The DOTALL
flag lets the .
match newlines, but if you simply apply it to your existing regex, you'll end up matching everything from the first CREATE
to the last ;
in one go. If you want to match the statements individually, you'll need to do more. One option is to use a non-greedy quantifier:
Pattern p = Pattern.compile("^CREATE\\b.+?;",
Pattern.DOTALL | Pattern.MULTILINE | Pattern.CASE_INSENSITIVE);
I also used the MULTILINE
flag to let the ^
anchor match after newlines, and CASE_INSENSITIVE
because SQL is--at least, every flavor I've heard of.
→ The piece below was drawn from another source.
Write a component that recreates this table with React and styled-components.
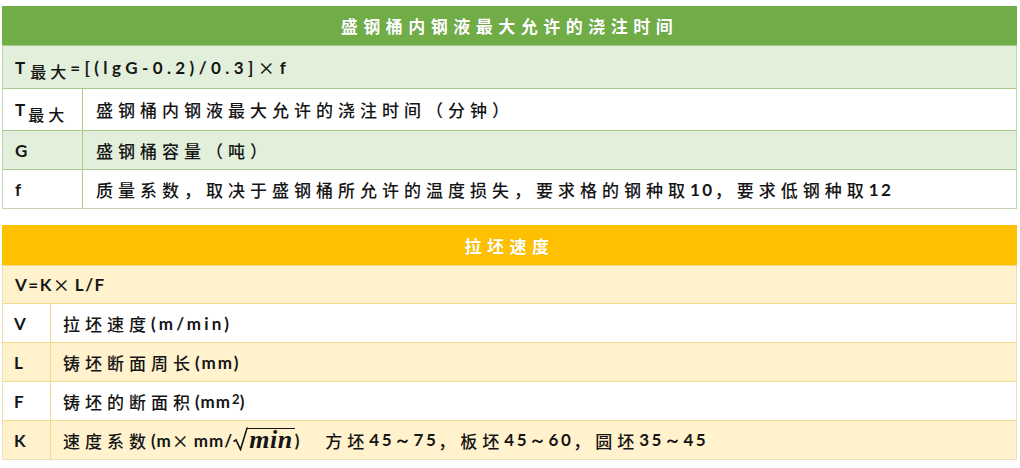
import React from "react";
import styled, { createGlobalStyle } from "styled-components";

const Global = createGlobalStyle`
  html, body { margin: 0; padding: 0; background: #ffffff; }
  body { font-family: "Noto Sans CJK SC", "Noto Sans", sans-serif; color: #151515; }
`;

const Page = styled.div`
  padding: 6px 0 0 2px;
  display: flex;
  flex-direction: column;
  gap: 16px;
  width: 1015px;
`;

const Table = styled.section`
  width: 1015px;
  box-sizing: border-box;
  border: 1px solid ${(p) => p.$outer};
  border-top: none;
  display: flex;
  flex-direction: column;
`;

const Title = styled.div`
  height: ${(p) => p.$h}px;
  background: ${(p) => p.$bg};
  color: #ffffff;
  display: flex;
  align-items: center;
  justify-content: center;
  font-size: 17px;
  font-weight: 700;
  letter-spacing: 5.5px;
  margin: 0 -1px;
  text-shadow: 0 0 1px rgba(0, 0, 0, 0.15);
`;

const Row = styled.div`
  display: grid;
  grid-template-columns: ${(p) => (p.$key ? `${p.$key}px 1fr` : "1fr")};
  height: ${(p) => p.$h}px;
  box-sizing: border-box;
  background: ${(p) => p.$bg};
  border-top: 1px solid ${(p) => p.$line};
  font-size: 17px;
  font-weight: 500;
  letter-spacing: 5px;
`;

const Cell = styled.div`
  display: flex;
  align-items: center;
  padding-left: ${(p) => p.$pad}px;
  white-space: nowrap;
  border-right: ${(p) => (p.$divider ? `1px solid ${p.$divider}` : "none")};
`;

const Lat = styled.span`
  font-family: "Lato", "Noto Sans", sans-serif;
  font-weight: 700;
  letter-spacing: ${(p) => (p.$ls != null ? p.$ls : 2)}px;
`;

const Sub = styled.span`
  font-size: 16px;
  position: relative;
  top: 4px;
  margin-left: 3px;
  letter-spacing: 4px;
`;

const Sup = styled.sup`
  font-family: "Lato", sans-serif;
  font-weight: 700;
  font-size: 13px;
  letter-spacing: 0;
  position: relative;
  top: -2px;
  margin-left: 1px;
`;

const Root = styled.span`
  display: inline-flex;
  align-items: flex-end;
  height: 26px;
  margin-top: -5px;
  letter-spacing: 0;
`;

const RadicalSvg = styled.svg`
  display: block;
  width: 15px;
  height: 24px;
`;

const Radicand = styled.span`
  font-family: "Liberation Serif", serif;
  font-style: italic;
  font-weight: 700;
  font-size: 26px;
  line-height: 22px;
  border-top: 1.5px solid #151515;
  padding: 0 2px 0 1px;
  letter-spacing: 0.5px;
`;

const Gap = styled.span`
  display: inline-block;
  width: ${(p) => p.$w}px;
`;

const green = {
  head: "#70AD47",
  band: "#E2EFDA",
  line: "#A9C98F",
  outer: "#C5D6B6",
};

const amber = {
  head: "#FFC000",
  band: "#FFF2CC",
  line: "#F2DB8E",
  outer: "#E9DFBC",
};

function Sqrt({ children }) {
  return (
    <Root>
      <RadicalSvg viewBox="0 0 15 24">
        <path
          d="M0.5 14.5 L3 13 L7.5 22.5 L14 1.2 L15 1.2"
          fill="none"
          stroke="#151515"
          strokeWidth="1.6"
          strokeLinejoin="miter"
        />
      </RadicalSvg>
      <Radicand>{children}</Radicand>
    </Root>
  );
}

export default function App() {
  return (
    <>
      <Global />
      <Page>
        <Table $outer={green.outer}>
          <Title $h={39} $bg={green.head}>盛钢桶内钢液最大允许的浇注时间</Title>
          <Row $h={43} $bg={green.band} $line={green.line}>
            <Cell $pad={12}>
              <Lat $ls={2}>T</Lat>
              <Sub>最大</Sub>
              <Lat $ls={4.4}>=[(lgG-0.2)/0.3]</Lat>
              <span>×</span>
              <Lat $ls={4}>f</Lat>
            </Cell>
          </Row>
          <Row $key={80} $h={42} $bg="#ffffff" $line={green.line}>
            <Cell $pad={12} $divider={green.line}>
              <Lat $ls={0}>T</Lat>
              <Sub>最大</Sub>
            </Cell>
            <Cell $pad={13}>盛钢桶内钢液最大允许的浇注时间（分钟）</Cell>
          </Row>
          <Row $key={80} $h={39} $bg={green.band} $line={green.line}>
            <Cell $pad={12} $divider={green.line}>
              <Lat>G</Lat>
            </Cell>
            <Cell $pad={13}>盛钢桶容量（吨）</Cell>
          </Row>
          <Row $key={80} $h={39} $bg="#ffffff" $line={green.line}>
            <Cell $pad={12} $divider={green.line}>
              <Lat>f</Lat>
            </Cell>
            <Cell $pad={13}>
              质量系数，取决于盛钢桶所允许的温度损失，要求格的钢种取<Lat $ls={2.5}>10</Lat>，要求低钢种取<Lat $ls={2.5}>12</Lat>
            </Cell>
          </Row>
        </Table>

        <Table $outer={amber.outer}>
          <Title $h={40} $bg={amber.head}>拉坯速度</Title>
          <Row $h={38} $bg={amber.band} $line={amber.line}>
            <Cell $pad={12}>
              <Lat $ls={1.5}>V=K</Lat>
              <span>×</span>
              <Lat $ls={1.5}>L/F</Lat>
            </Cell>
          </Row>
          <Row $key={48} $h={39} $bg="#ffffff" $line={amber.line}>
            <Cell $pad={11} $divider={amber.line}>
              <Lat>V</Lat>
            </Cell>
            <Cell $pad={12}>
              拉坯速度<Lat $ls={3.2}>(m/min)</Lat>
            </Cell>
          </Row>
          <Row $key={48} $h={39} $bg={amber.band} $line={amber.line}>
            <Cell $pad={11} $divider={amber.line}>
              <Lat>L</Lat>
            </Cell>
            <Cell $pad={12}>
              铸坯断面周长<Lat>(mm)</Lat>
            </Cell>
          </Row>
          <Row $key={48} $h={39} $bg="#ffffff" $line={amber.line}>
            <Cell $pad={11} $divider={amber.line}>
              <Lat>F</Lat>
            </Cell>
            <Cell $pad={12}>
              铸坯的断面积<Lat $ls={1}>(mm</Lat>
              <Sup>2</Sup>
              <Lat>)</Lat>
            </Cell>
          </Row>
          <Row $key={48} $h={39} $bg={amber.band} $line={amber.line}>
            <Cell $pad={11} $divider={amber.line}>
              <Lat>K</Lat>
            </Cell>
            <Cell $pad={12}>
              速度系数<Lat $ls={1}>(m</Lat>
              <span>×</span>
              <Lat $ls={1}>mm/</Lat>
              <Sqrt>min</Sqrt>
              <Lat $ls={0}>)</Lat>
              <Gap $w={26} />
              方坯<Lat $ls={2.5}>45～75</Lat>，板坯<Lat $ls={2.5}>45～60</Lat>，圆坯<Lat $ls={2.5}>35～45</Lat>
            </Cell>
          </Row>
        </Table>
      </Page>
    </>
  );
}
Note that all three flags have "inline" forms that you can use in the regex itself:
Pattern p = Pattern.compile("(?smi)^CREATE\\b.+?;");
(The inline form of DOTALL
is s
for historical reasons; it was called "single-line" mode in Perl, where it originated.) Another option is to use a negated character class:
Pattern p = Pattern.compile("(?mi)^CREATE\\b[^;]+;");
[^;]+
matches one or more of any character except ;
--that includes newlines, so the s
flag isn't needed.
So far, I've assumed that every statement starts at the beginning of a line and ends with a semicolon, as in your example. I don't think either of those things is required by the SQL standard, but I expect you'll know if you can count on them in this instance. You might want to start matching at a word boundary instead of a line boundary:
Pattern p = Pattern.compile("(?i)\\bCREATE\\b[^;]+;");
Finally, if you're thinking about doing anything more complicated with regexes and SQL, don't. Parsing SQL with regexes is a fool's game--it's an even worse fit than HTML and regexes.